From wellbeing to the rise of smaller cities, Fonterra China President Christina Zhu looks at some of the developments and disruptions that are affecting consumer behaviour in one of the biggest markets in the world.
Nothing sits still in China for long. Trends come and go, and consumer tastes are constantly evolving.
China’s urbanisation rate is expected to grow to 70% in 2027, but not in the way we might expect. That growth is expected in third and fourth tier cities, which are currently home to around 300 million people.
This rising force is largely untapped, so expect to see brands and businesses shift their attention to cities like Hefei, Xiamen, Chengdu and Qingdao as consumers wanting a break move from the big centres but expect the same choices as their counterparts.
On average, third and fourth tier cities spend more online than their urban counterparts, and their online spending is growing faster.
A massive 800 million people use the internet every day to read, be entertained, socialise and purchase online. Expect this huge e-commerce market to play an even greater role in China’s retail market in 2019 – particularly in mobile commerce.
Anyone who has purchased on AliExpress or Joybuy.com will know how easy it is to scour, select and buy products on mobile. The frequency of mobile purchases now eclipses offline purchases. Roughly 52% of Chinese consumers use mobile devices to shop every week – much higher than the global average of 14%. Over 90% of consumers are omni-channel shoppers.
Connected to a myriad of social platforms, consumers share their favourite products with their friends, so brands need to think about how to leverage social platforms to help spread the word.
Over half of our Anchor sales are made online and we expect this to grow as food, along with luxury and sports products, are tipped to be the next big segment to see breakthrough growth this year.
Health has always been a big focus for Chinese but they’re now looking to balance their busy lives with a more well-rounded lifestyle. Wellbeing is in.
It’s being partly driven by rising incomes, particularly among younger Chinese consumers who are looking for brands and products that help them manage a healthier lifestyle while on the go.
As consumers focus on lighter enjoyment, we’ve seen them look lower fat options. For example, in beverages, we’ve seen Anchor’s Skim UHT milk jump to number one place.
Digital technology and apps are a big driver of this trend, allowing consumers to better balance and monitor their diet, fitness and overall wellbeing.
Globally wellness is valued at around $3.72 trillion, so expect Chinese consumers to want a bigger share of this market.
Another trend to watch out for is how the “New Retail” juggernaut continues to delight and disrupt the consumer shopping experience. New Retail is redefining commerce by engaging with shoppers seamlessly across offline and online.
It’s growing rapidly at impressive rates and is driving retailers and brands to make the whole shopping experience more enjoyable for consumers. Over 80% of food and beverage consumers will only choose a product they love.

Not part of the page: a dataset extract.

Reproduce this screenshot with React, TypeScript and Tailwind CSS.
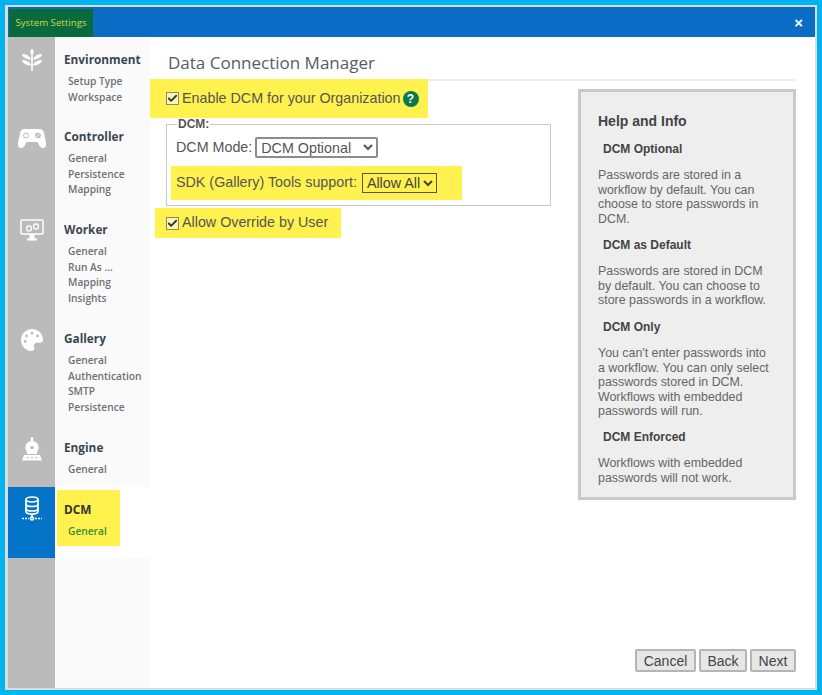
import React from "react";
import { FaPalette } from "react-icons/fa";
import { Check } from "lucide-react";

const LeafIcon = () => (
  <svg width="20" height="24" viewBox="0 0 20 24" fill="white">
    <path d="M10 1c2.200 1.600 2.600 3.500 0 6.500C7.400 4.500 7.800 2.600 10 1Z" />
    <path d="M0 6c4 0 7.500 1.500 9.200 5.500C5 11.500 1 10.200 0 6Z" />
    <path d="M20 6c-4 0-7.500 1.500-9.200 5.500 4.200 0 8.200-1.300 9.200-5.500Z" />
    <path d="M0 12c4 0 7.500 1.500 9.200 5.500C5 17.500 1 16.200 0 12Z" />
    <path d="M20 12c-4 0-7.500 1.500-9.200 5.500 4.200 0 8.200-1.300 9.200-5.500Z" />
    <path d="M9.200 7h1.600v15.500c0 .7-1.600.7-1.600 0Z" />
  </svg>
);

const PadIcon = () => (
  <svg width="28" height="19" viewBox="0 0 28 19">
    <path fill="white" d="M7 0h14c3 0 4.500 1.500 5 4l2 10c.5 3-1 5-3 5-1.800 0-2.800-1-3.800-2.500L19.500 13h-11l-1.700 3.500C5.800 18 4.800 19 3 19c-2 0-3.500-2-3-5L2 4c.5-2.500 2-4 5-4Z" />
    <circle cx="8" cy="6.500" r="2.500" fill="none" stroke="#bbbbbb" strokeWidth="1" />
    <circle cx="20" cy="6.500" r="2.800" fill="#bbbbbb" />
    <path d="M18.500 8 21.500 5" stroke="white" strokeWidth="1" />
  </svg>
);

const MonitorIcon = () => (
  <svg width="24" height="22" viewBox="0 0 24 22" fill="none" stroke="white">
    <rect x="1" y="1" width="22" height="14" rx="1" strokeWidth="1.500" />
    <circle cx="9" cy="9.500" r="2.500" strokeWidth="1.300" />
    <circle cx="16" cy="7.500" r="2.500" strokeWidth="1.300" />
    <path d="M10.500 16h3v3h-3Z M7 20.500h10" strokeWidth="2" fill="white" />
  </svg>
);

const EngineIcon = () => (
  <svg width="20" height="24" viewBox="0 0 20 24" fill="white">
    <path d="M10 0a1.300 1.300 0 0 1 1 2.200V5H9V2.200A1.300 1.300 0 0 1 10 0Z" />
    <path fillRule="evenodd" d="M10 4a6.500 6.500 0 0 1 5 10.700V17H5v-2.300A6.500 6.500 0 0 1 10 4Zm0 4.800a1.700 1.700 0 1 0 0 3.400 1.700 1.700 0 0 0 0-3.400Z" />
    <path d="M2 18h16l2 5.500H0Z" />
    <path d="M5 20.500h2M9 20.500h2M13 20.500h2" stroke="#bbbbbb" strokeWidth="1" />
  </svg>
);

const DbIcon = () => (
  <svg width="20" height="26" viewBox="0 0 20 26" fill="none" stroke="white" strokeWidth="1.700">
    <ellipse cx="10" cy="3.500" rx="6" ry="2.500" />
    <path d="M4 3.500v12c0 1.400 2.700 2.500 6 2.500s6-1.100 6-2.500v-12" />
    <path d="M4 8c0 1.400 2.700 2.500 6 2.500S16 9.400 16 8M4 12.500c0 1.400 2.700 2.500 6 2.500s6-1.100 6-2.500" />
    <path d="M10 18v3" />
    <circle cx="10" cy="22.500" r="1.500" />
    <path d="M0 22.500h7M13 22.500h7" strokeDasharray="2 1" />
  </svg>
);

type Section = { title: string; items: string[]; h: string; icon: React.ReactNode; iconPad: string };

const sections: Section[] = [
  { title: "Environment", items: ["Setup Type", "Workspace"], h: "h-[77px]", icon: <LeafIcon />, iconPad: "pt-[11px]" },
  { title: "Controller", items: ["General", "Persistence", "Mapping"], h: "h-[93px]", icon: <PadIcon />, iconPad: "pt-[15px]" },
  { title: "Worker", items: ["General", "Run As ...", "Mapping", "Insights"], h: "h-[109px]", icon: <MonitorIcon />, iconPad: "pt-[12px]" },
  { title: "Gallery", items: ["General", "Authentication", "SMTP", "Persistence"], h: "h-[109px]", icon: <FaPalette size={22} color="white" />, iconPad: "pt-[13px]" },
  { title: "Engine", items: ["General"], h: "h-[62px]", icon: <EngineIcon />, iconPad: "pt-[12px]" },
];

const Box = () => (
  <span className="flex h-[13px] w-[13px] shrink-0 items-center justify-center border border-[#8a8a6a] bg-[#fbf6b0]">
    <Check size={13} strokeWidth={4} color="#333" />
  </span>
);

const helpBlocks = [
  { title: "DCM Optional", text: "Passwords are stored in a workflow by default. You can choose to store passwords in DCM.", h: "h-[96px]" },
  { title: "DCM as Default", text: "Passwords are stored in DCM by default. You can choose to store passwords in a workflow.", h: "h-[82px]" },
  { title: "DCM Only", text: "You can't enter passwords into a workflow. You can only select passwords stored in DCM. Workflows with embedded passwords will run.", h: "h-[110px]" },
  { title: "DCM Enforced", text: "Workflows with embedded passwords will not work.", h: "h-[60px]" },
];

export default function App() {
  return (
    <div className="h-[695px] w-[822px] overflow-hidden bg-[#00b4f0] p-[5px] font-['Liberation_Sans',Arial,sans-serif]">
      <div className="flex h-[685px] w-[812px] flex-col border-b-[2px] border-l-[3px] border-r-[2px] border-t-[2px] border-[#dcdcdc] bg-white">
        <div className="flex h-[30px] shrink-0 items-stretch justify-between bg-[#0a6cc4]">
          <div className="ml-[1px] mt-[2px] flex w-[84px] items-center justify-center bg-[#0b6a3d] font-['Open_Sans',sans-serif] text-[9.700px] text-[#c4dc4c]">
            System Settings
          </div>
          <div className="mr-[12px] flex items-center text-[15px] font-bold leading-none text-white">×</div>
        </div>

        <div className="flex min-h-0 flex-1">
          <div className="flex w-[142px] shrink-0 flex-col">
            {sections.map((s) => (
              <div key={s.title} className={`flex shrink-0 ${s.h}`}>
                <div className={`flex w-[47px] shrink-0 justify-center bg-[#bbbbbb] ${s.iconPad}`}>{s.icon}</div>
                <div className="flex-1 bg-[#fafafa] pl-[9px] pt-[15px] font-['Open_Sans',sans-serif]">
                  <div className="text-[11.800px] font-bold leading-[14px] text-[#3b4650]">{s.title}</div>
                  <div className="mt-[8px] pl-[4px] text-[10.200px] font-semibold leading-[15.500px] text-[#6b7278]">
                    {s.items.map((i, n) => (
                      <div key={n}>{i}</div>
                    ))}
                  </div>
                </div>
              </div>
            ))}
            <div className="flex h-[71px] shrink-0">
              <div className="flex w-[47px] shrink-0 justify-center bg-[#0474c8] pt-[9px]">
                <DbIcon />
              </div>
              <div className="flex-1 bg-white pl-[2px] pt-[3px] font-['Open_Sans',sans-serif]">
                <div className="h-[56px] w-[63px] bg-[#fff24f] pl-[7px] pt-[12px]">
                  <div className="text-[11.800px] font-bold leading-[14px] text-[#333]">DCM</div>
                  <div className="mt-[8px] pl-[4px] text-[10.200px] font-semibold leading-[15.500px] text-[#3d8a3a]">General</div>
                </div>
              </div>
            </div>
            <div className="flex flex-1">
              <div className="w-[47px] shrink-0 bg-[#bbbbbb]" />
              <div className="flex-1 bg-[#fafafa]" />
            </div>
          </div>

          <div className="flex min-w-0 flex-1 flex-col">
            <div className="ml-[18px] mr-[20px] h-[44px] shrink-0 border-b-2 border-[#eeeeee] pt-[14px] font-['Open_Sans',sans-serif] text-[17px] leading-[24px] text-[#555d63]">
              Data Connection Manager
            </div>
            <div className="flex flex-1">
              <div className="-mt-[2px] w-[428px] shrink-0 text-[14.300px] text-[#555]">
                <div className="flex h-[39px] w-[278px] items-center gap-[3px] bg-[#fff24f] pl-[16px]">
                  <Box />
                  <span>Enable DCM for your Organization</span>
                  <span className="ml-[-1px] flex h-[16px] w-[16px] items-center justify-center rounded-full bg-[#0b7a48] text-[12px] font-bold text-white">?</span>
                </div>
                <fieldset className="ml-[16px] h-[88px] w-[385px] border border-[#c8c8c8] pl-[9px]">
                  <legend className="ml-[1px] px-[1px] text-[12px] font-bold leading-[12px] text-[#555]">DCM:</legend>
                  <div className="mt-[7px] flex h-[21px] items-center">
                    <span>DCM Mode:</span>
                    <select defaultValue="DCM Optional" className="ml-[3px] h-[21px] w-[123px] rounded-[2px] border-2 border-[#8c8c8c] bg-white px-0 text-[14.300px] text-[#555]">
                      <option>DCM Optional</option>
                    </select>
                  </div>
                  <div className="-ml-[5px] mt-[8px] flex h-[34px] w-[291px] items-center bg-[#fff24f] pl-[5px]">
                    <span>SDK (Gallery) Tools support:</span>
                    <select defaultValue="Allow All" className="ml-[5px] h-[20px] w-[75px] border border-[#555] bg-[#fff24f] p-0 text-[14.300px] text-[#444]">
                      <option>Allow All</option>
                    </select>
                  </div>
                </fieldset>
                <div className="ml-[5px] mt-[2px] flex h-[30px] w-[186px] items-center gap-[3px] bg-[#fff24f] pl-[11px]">
                  <Box />
                  <span>Allow Override by User</span>
                </div>
              </div>

              <div className="mt-[8px] h-[411px] w-[218px] shrink-0 border-[3px] border-[#c9c9c9] bg-[#eeeeee] pl-[17px] pr-[20px] pt-[20px] text-[12.400px] leading-[14.500px] text-[#666]">
                <div className="h-[29px] text-[14px] font-bold leading-[18px] text-[#444]">Help and Info</div>
                {helpBlocks.map((b) => (
                  <div key={b.title} className={b.h}>
                    <div className="pl-[5px] text-[12px] font-bold leading-[16px] text-[#444]">{b.title}</div>
                    <p className="mt-[11px]">{b.text}</p>
                  </div>
                ))}
              </div>
            </div>
            <div className="mb-[16px] mr-[19px] flex shrink-0 justify-end gap-[3px]">
              {[["Cancel", "w-[61px]"], ["Back", "w-[48px]"], ["Next", "w-[46px]"]].map(([t, w]) => (
                <button key={t} className={`h-[23px] rounded-[2px] border-2 border-[#b5b5b5] bg-[#e6e6e6] text-[14px] leading-none text-[#444] ${w}`}>
                  {t}
                </button>
              ))}
            </div>
          </div>
        </div>
      </div>
    </div>
  );
}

Among the many innovations in New Retail, two key areas to watch in 2019 are fresh food and the online-to-offline experience. In China, nearly 60% of daily foods are sold in supermarkets and marketplaces, while e-commerce only accounts for 7%. This leaves plenty of space for expansion – so watch this space.
Finally, with so much on offer, expect consumers to demand more personalised products and services.
Bespoke products are no longer just for high-luxury brands. On the horizon is data-driven personalised offerings and companies creating products that fit individual consumers’ needs.
93% of Chinese consumers are plugged into their mobile devices creating a wealth of data for brands to learn and develop new products from. Crowdsourcing will help shape everything from product packaging to customised products.
We all wish we had a crystal ball so we could predict the opportunities ahead.
The key thing to remember is that Brands and businesses compete fiercely Chinese consumers’ attention and dollars, and the ones that will do well in 2019 and beyond will be delivering localised products specific to the China market.